A corto plazo tienes las cifras, claro. Puedes, por ejemplo, convocar ayudas o promulgar leyes para combatir la discriminación laboral. No discuto que, con la contundencia y enfoque adecuados, es probable que la estadística te sea propicia desde el primer día... pero que amanezcamos en una España igualitaria de la noche a la mañana se antoja complicado. A lo sumo, la presencia permanente de colectivos discriminados en puestos de responsabilidad contribuiría a normalizar este hecho socialmente. Y precisamente por ello, si el argumento es legislar para modificar esquemas perceptivos y patrones culturales, me sumo, siempre con la convicción de que son necesarias medidas políticas complementarias, fundamentalmente de tipo educativo -y no sólo en términos formales-.

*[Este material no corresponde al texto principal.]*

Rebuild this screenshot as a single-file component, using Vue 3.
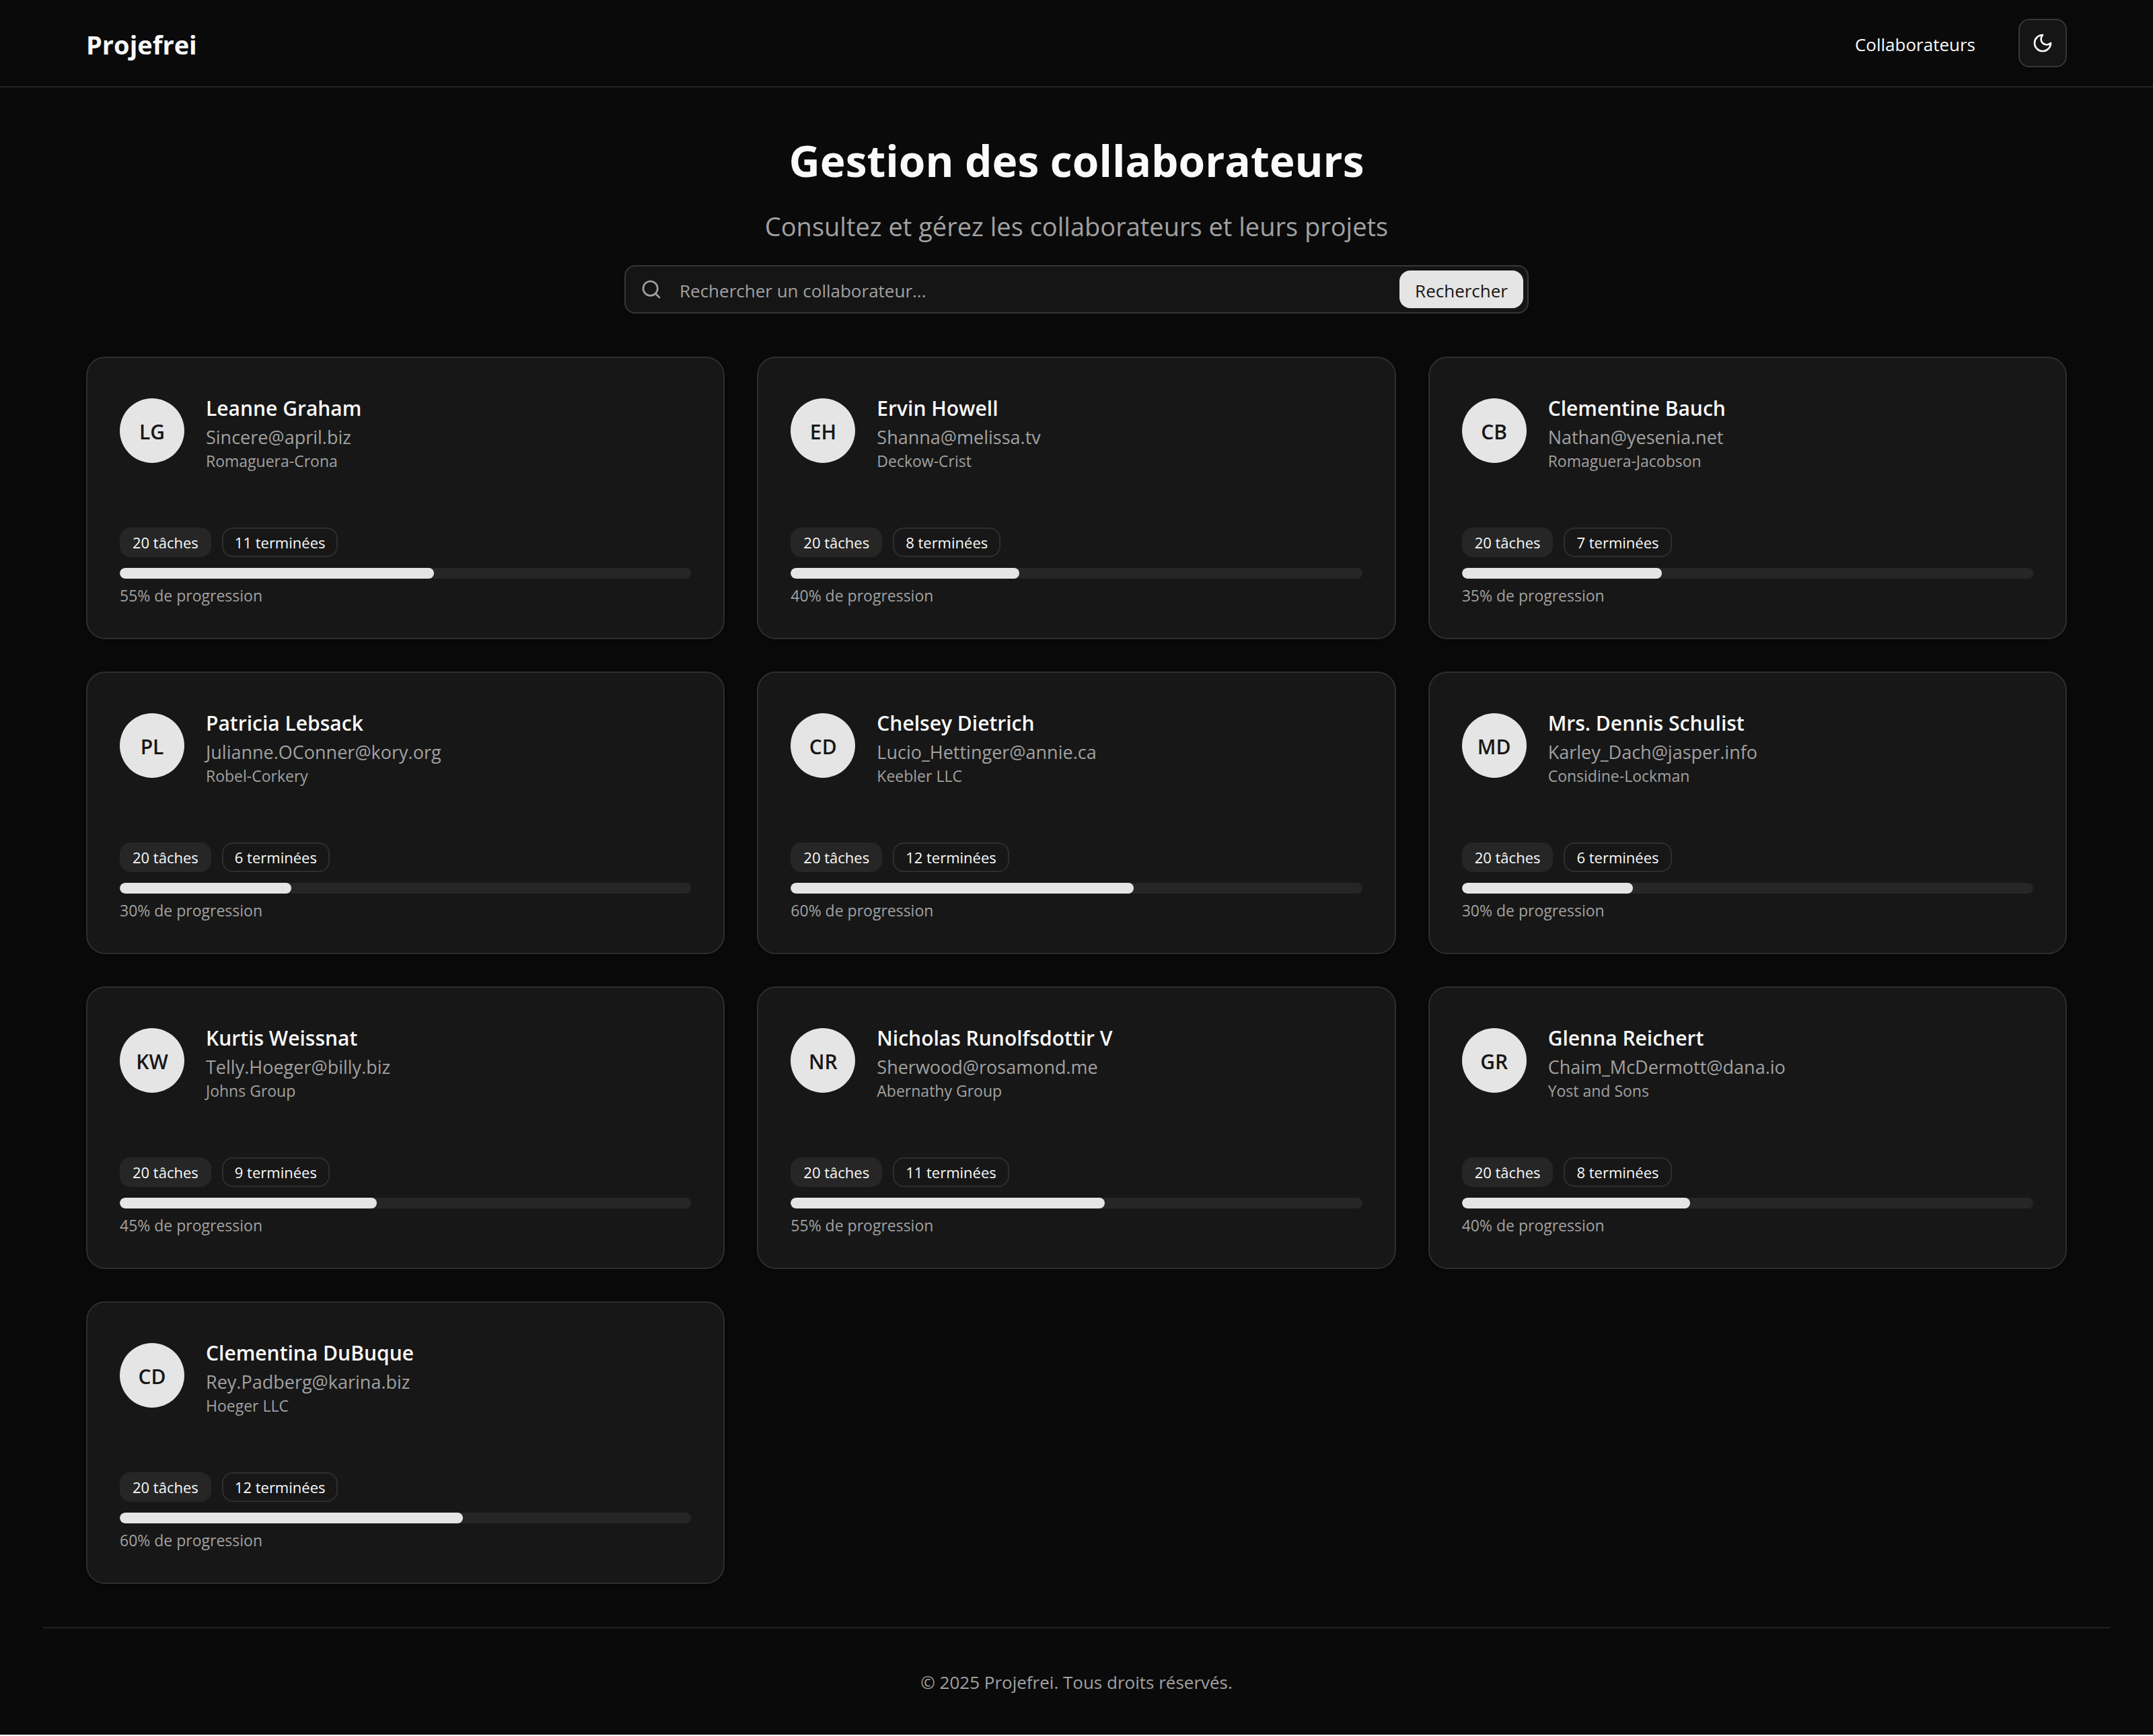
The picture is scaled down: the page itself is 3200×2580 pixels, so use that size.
<script setup>
import { computed, ref } from 'vue'

const collaborators = [
  { name: 'Leanne Graham', email: 'Sincere@april.biz', company: 'Romaguera-Crona', total: 20, done: 11 },
  { name: 'Ervin Howell', email: 'Shanna@melissa.tv', company: 'Deckow-Crist', total: 20, done: 8 },
  { name: 'Clementine Bauch', email: 'Nathan@yesenia.net', company: 'Romaguera-Jacobson', total: 20, done: 7 },
  { name: 'Patricia Lebsack', email: 'Julianne.OConner@kory.org', company: 'Robel-Corkery', total: 20, done: 6 },
  { name: 'Chelsey Dietrich', email: 'Lucio_Hettinger@annie.ca', company: 'Keebler LLC', total: 20, done: 12 },
  { name: 'Mrs. Dennis Schulist', email: 'Karley_Dach@jasper.info', company: 'Considine-Lockman', total: 20, done: 6 },
  { name: 'Kurtis Weissnat', email: 'Telly.Hoeger@billy.biz', company: 'Johns Group', total: 20, done: 9 },
  { name: 'Nicholas Runolfsdottir V', email: 'Sherwood@rosamond.me', company: 'Abernathy Group', total: 20, done: 11 },
  { name: 'Glenna Reichert', email: 'Chaim_McDermott@dana.io', company: 'Yost and Sons', total: 20, done: 8 },
  { name: 'Clementina DuBuque', email: 'Rey.Padberg@karina.biz', company: 'Hoeger LLC', total: 20, done: 12 },
]

const draft = ref('')
const query = ref('')

const initials = (name) =>
  name.split(' ').slice(0, 2).map((part) => part[0]).join('').toUpperCase()

const progress = (person) => Math.round((person.done / person.total) * 100)

const visible = computed(() =>
  collaborators.filter((person) => person.name.toLowerCase().includes(query.value.trim().toLowerCase())),
)
</script>

<template>
  <div class="page">
    <header class="topbar">
      <a class="brand" href="#">Projefrei</a>
      <nav class="nav">
        <a class="nav-link" href="#collaborateurs">Collaborateurs</a>
        <button class="theme-toggle" type="button" aria-label="Changer de thème">
          <svg class="icon" viewBox="0 0 24 24" aria-hidden="true">
            <path d="M12 3a6 6 0 0 0 9 9 9 9 0 1 1-9-9Z" />
          </svg>
        </button>
      </nav>
    </header>

    <main id="collaborateurs" class="content">
      <section class="intro">
        <h1 class="title">Gestion des collaborateurs</h1>
        <p class="subtitle">Consultez et gérez les collaborateurs et leurs projets</p>
        <form class="search" role="search" @submit.prevent="query = draft">
          <svg class="icon search-icon" viewBox="0 0 24 24" aria-hidden="true">
            <circle cx="11" cy="11" r="8" />
            <path d="m21 21-4.34-4.34" />
          </svg>
          <input
            v-model="draft"
            class="search-input"
            type="text"
            aria-label="Rechercher un collaborateur"
            placeholder="Rechercher un collaborateur..."
          />
          <button class="search-button" type="submit">Rechercher</button>
        </form>
      </section>

      <section class="grid" aria-label="Collaborateurs">
        <article v-for="person in visible" :key="person.email" class="card">
          <div class="person">
            <span class="avatar" aria-hidden="true">{{ initials(person.name) }}</span>
            <div class="identity">
              <h2 class="name">{{ person.name }}</h2>
              <p class="email">{{ person.email }}</p>
              <p class="company">{{ person.company }}</p>
            </div>
          </div>
          <div class="badges">
            <span class="badge badge-solid">{{ person.total }} tâches</span>
            <span class="badge">{{ person.done }} terminées</span>
          </div>
          <div
            class="track"
            role="progressbar"
            aria-label="Progression"
            aria-valuemin="0"
            aria-valuemax="100"
            :aria-valuenow="progress(person)"
          >
            <div class="fill" :style="{ width: progress(person) + '%' }"></div>
          </div>
          <p class="progress-label">{{ progress(person) }}% de progression</p>
        </article>
      </section>
    </main>

    <footer class="footer">© 2025 Projefrei. Tous droits réservés.</footer>
  </div>
</template>

<style scoped>
.page {
  --text: #fafafa;
  --muted: #a1a1a1;
  --primary: #e5e5e5;
  --on-primary: #171717;
  --surface: #171717;
  --secondary: #262626;
  --line: #222222;
  --field: #151515;
  --field-line: #373737;
  background: #0a0a0a;
  color: var(--text);
  font-family: "Open Sans", "Noto Sans", sans-serif;
  font-size: 26px;
}

.page *,
.page *::before {
  box-sizing: border-box;
}

h1,
h2,
p {
  margin: 0;
}

a {
  color: inherit;
  text-decoration: none;
}

button,
input {
  font: inherit;
  color: inherit;
}

.icon {
  flex: none;
  width: 32px;
  height: 32px;
  fill: none;
  stroke: currentColor;
  stroke-width: 2;
  stroke-linecap: round;
  stroke-linejoin: round;
}

.topbar {
  display: flex;
  align-items: center;
  justify-content: space-between;
  padding: 28px 128px;
  border-bottom: 2px solid var(--line);
}

.brand {
  padding-top: 4px;
  font-size: 38px;
  line-height: 56px;
  font-weight: 700;
}

.nav {
  display: flex;
  align-items: center;
  gap: 64px;
}

.nav-link {
  padding-top: 4px;
  line-height: 40px;
}

.theme-toggle {
  display: flex;
  align-items: center;
  justify-content: center;
  width: 72px;
  height: 72px;
  padding: 0;
  border: 2px solid var(--field-line);
  border-radius: 16px;
  background: var(--field);
  box-shadow: 0 2px 8px rgba(0, 0, 0, 0.25);
}

.content {
  padding: 64px 128px;
}

.intro {
  display: flex;
  flex-direction: column;
  align-items: center;
  text-align: center;
}

.title {
  font-size: 64px;
  line-height: 90px;
  font-weight: 700;
}

.subtitle {
  margin: 24px 0 30px;
  color: var(--muted);
  font-size: 38px;
  line-height: 56px;
}

.search {
  display: flex;
  align-items: center;
  gap: 26px;
  width: 100%;
  max-width: 1344px;
  height: 72px;
  padding: 0 6px 0 22px;
  border: 2px solid var(--field-line);
  border-radius: 16px;
  background: var(--field);
  box-shadow: 0 2px 8px rgba(0, 0, 0, 0.25);
}

.search-icon {
  color: var(--muted);
}

.search-input {
  flex: 1;
  min-width: 0;
  height: 56px;
  padding: 4px 0 0;
  border: 0;
  outline: 0;
  background: none;
}

.search-input::placeholder {
  color: var(--muted);
  opacity: 1;
}

.search-button {
  height: 56px;
  padding: 4px 23px 0;
  border: 0;
  border-radius: 16px;
  background: var(--primary);
  color: var(--on-primary);
}

.grid {
  display: grid;
  grid-template-columns: repeat(3, minmax(0, 1fr));
  gap: 48px;
  margin-top: 64px;
}

.card {
  padding: 50px 48px 46px;
  border: 2px solid #2e2e2e;
  border-radius: 28px;
  background: var(--surface);
  box-shadow: 0 2px 12px rgba(0, 0, 0, 0.4);
}

.person {
  display: flex;
  align-items: flex-start;
  gap: 32px;
}

.avatar {
  display: flex;
  flex: none;
  align-items: center;
  justify-content: center;
  width: 96px;
  height: 96px;
  margin-top: 10px;
  padding-top: 2px;
  border-radius: 50%;
  background: var(--primary);
  color: var(--on-primary);
  font-size: 30px;
  font-weight: 600;
}

.identity {
  min-width: 0;
  padding-top: 4px;
}

.name {
  font-size: 30px;
  line-height: 42px;
  font-weight: 600;
}

.email {
  color: var(--muted);
  font-size: 27px;
  line-height: 44px;
}

.company {
  color: var(--muted);
  font-size: 23px;
  line-height: 26px;
}

.badges {
  display: flex;
  gap: 16px;
  margin-top: 86px;
}

.badge {
  height: 44px;
  padding: 0 17px;
  border: 2px solid #2e2e2e;
  border-radius: 16px;
  font-size: 22px;
  line-height: 40px;
}

.badge-solid {
  border-color: var(--secondary);
  background: var(--secondary);
}

.track {
  height: 16px;
  margin-top: 16px;
  overflow: hidden;
  border-radius: 8px;
  background: var(--secondary);
}

.fill {
  height: 100%;
  border-radius: 8px;
  background: var(--primary);
}

.progress-label {
  margin-top: 8px;
  color: var(--muted);
  font-size: 23px;
  line-height: 34px;
}

.footer {
  margin: 0 64px;
  padding: 60px 0 58px;
  border-top: 2px solid var(--line);
  color: var(--muted);
  line-height: 40px;
  text-align: center;
}
</style>

<style>
body {
  margin: 0;
  background: #ffffff;
}
</style>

En cualquier caso, habría que ir bastante más lejos y prestar atención a muchos más condicionantes, algo que no es en absoluto el propósito de esta entrada. Simplemente he querido constatar la necesidad de tener siempre presente el factor cultural, que dista mucho de ser una "bobada", por mucho Roger Senserrich diga lo contrario. Las reiteradas alusiones de este y otros autores a las deficiencias de nuestro sistema legal o su aparato burocrático son necesarias... siempre que se tenga en cuenta la clara la relación entre una determinada arquitectura legal y la cultura que la produce y en que se inserta. La cultura, no el folclore... pero ésa es otra historia.